» **Provided material**
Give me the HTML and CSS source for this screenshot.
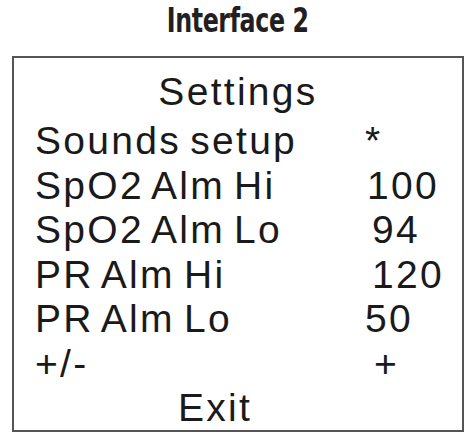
FILE: index.html
```html
<!DOCTYPE html>
<html lang="en">
<head>
    <meta charset="UTF-8">
    <meta name="viewport" content="width=device-width, initial-scale=1.0">
    <title>Interface 2</title>
    <link rel="stylesheet" href="styles.css">
</head>
<body>
    <h1 class="caption"><span class="caption-text">Interface 2</span></h1>
    <div class="screen">
        <div class="heading">Settings</div>
        <div class="menu">
            <span class="label">Sounds setup</span><span class="value v-star">*</span>
            <span class="label">SpO2 Alm Hi</span><span class="value v-100">100</span>
            <span class="label">SpO2 Alm Lo</span><span class="value v-94">94</span>
            <span class="label">PR Alm Hi</span><span class="value v-120">120</span>
            <span class="label">PR Alm Lo</span><span class="value v-50">50</span>
            <span class="label">+/-</span><span class="value v-plus">+</span>
        </div>
        <div class="exit">Exit</div>
    </div>
</body>
</html>
```

FILE: styles.css
```css
body {
    margin: 0;
    padding: 0;
    background-color: #fff;
    color: #1a1a1a;
    font-family: "Liberation Sans", Arial, sans-serif;
}

.caption {
    margin: 0;
    padding-top: 1px;
    height: 40px;
    text-align: center;
    font-family: "DejaVu Sans", sans-serif;
    font-stretch: condensed;
    font-weight: bold;
    font-size: 33px;
    line-height: 40px;
    letter-spacing: -0.5px;
    color: #231f20;
}

.caption-text {
    display: inline-block;
    transform: scaleX(0.8);
}

.screen {
    box-sizing: border-box;
    width: 452px;
    height: 376px;
    margin: 15px 0 0 12px;
    border: 2px solid #555;
    padding: 11px 0 0 21px;
    font-size: 39px;
    letter-spacing: 2.3px;
    word-spacing: -4px;
}

.heading {
    text-align: center;
    margin-left: -21px;
    line-height: 45px;
    margin-bottom: 5px;
}

.menu {
    display: grid;
    grid-template-columns: 330px auto;
    line-height: 44.5px;
}

.v-100 { margin-left: 2px; }
.v-94 { margin-left: 7px; }
.v-120 { margin-left: 7px; }
.v-plus { margin-left: 9px; }

.exit {
    line-height: 44.5px;
    margin-left: 143px;
}
```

» **Challenge**
Give the data above again in full and unchanged, skipping the pictures.

» **Expected answer**
Give me the HTML and CSS source for this screenshot.
FILE: index.html
```html
<!DOCTYPE html>
<html lang="en">
<head>
    <meta charset="UTF-8">
    <meta name="viewport" content="width=device-width, initial-scale=1.0">
    <title>Interface 2</title>
    <link rel="stylesheet" href="styles.css">
</head>
<body>
    <h1 class="caption"><span class="caption-text">Interface 2</span></h1>
    <div class="screen">
        <div class="heading">Settings</div>
        <div class="menu">
            <span class="label">Sounds setup</span><span class="value v-star">*</span>
            <span class="label">SpO2 Alm Hi</span><span class="value v-100">100</span>
            <span class="label">SpO2 Alm Lo</span><span class="value v-94">94</span>
            <span class="label">PR Alm Hi</span><span class="value v-120">120</span>
            <span class="label">PR Alm Lo</span><span class="value v-50">50</span>
            <span class="label">+/-</span><span class="value v-plus">+</span>
        </div>
        <div class="exit">Exit</div>
    </div>
</body>
</html>
```

FILE: styles.css
```css
body {
    margin: 0;
    padding: 0;
    background-color: #fff;
    color: #1a1a1a;
    font-family: "Liberation Sans", Arial, sans-serif;
}

.caption {
    margin: 0;
    padding-top: 1px;
    height: 40px;
    text-align: center;
    font-family: "DejaVu Sans", sans-serif;
    font-stretch: condensed;
    font-weight: bold;
    font-size: 33px;
    line-height: 40px;
    letter-spacing: -0.5px;
    color: #231f20;
}

.caption-text {
    display: inline-block;
    transform: scaleX(0.8);
}

.screen {
    box-sizing: border-box;
    width: 452px;
    height: 376px;
    margin: 15px 0 0 12px;
    border: 2px solid #555;
    padding: 11px 0 0 21px;
    font-size: 39px;
    letter-spacing: 2.3px;
    word-spacing: -4px;
}

.heading {
    text-align: center;
    margin-left: -21px;
    line-height: 45px;
    margin-bottom: 5px;
}

.menu {
    display: grid;
    grid-template-columns: 330px auto;
    line-height: 44.5px;
}

.v-100 { margin-left: 2px; }
.v-94 { margin-left: 7px; }
.v-120 { margin-left: 7px; }
.v-plus { margin-left: 9px; }

.exit {
    line-height: 44.5px;
    margin-left: 143px;
}
```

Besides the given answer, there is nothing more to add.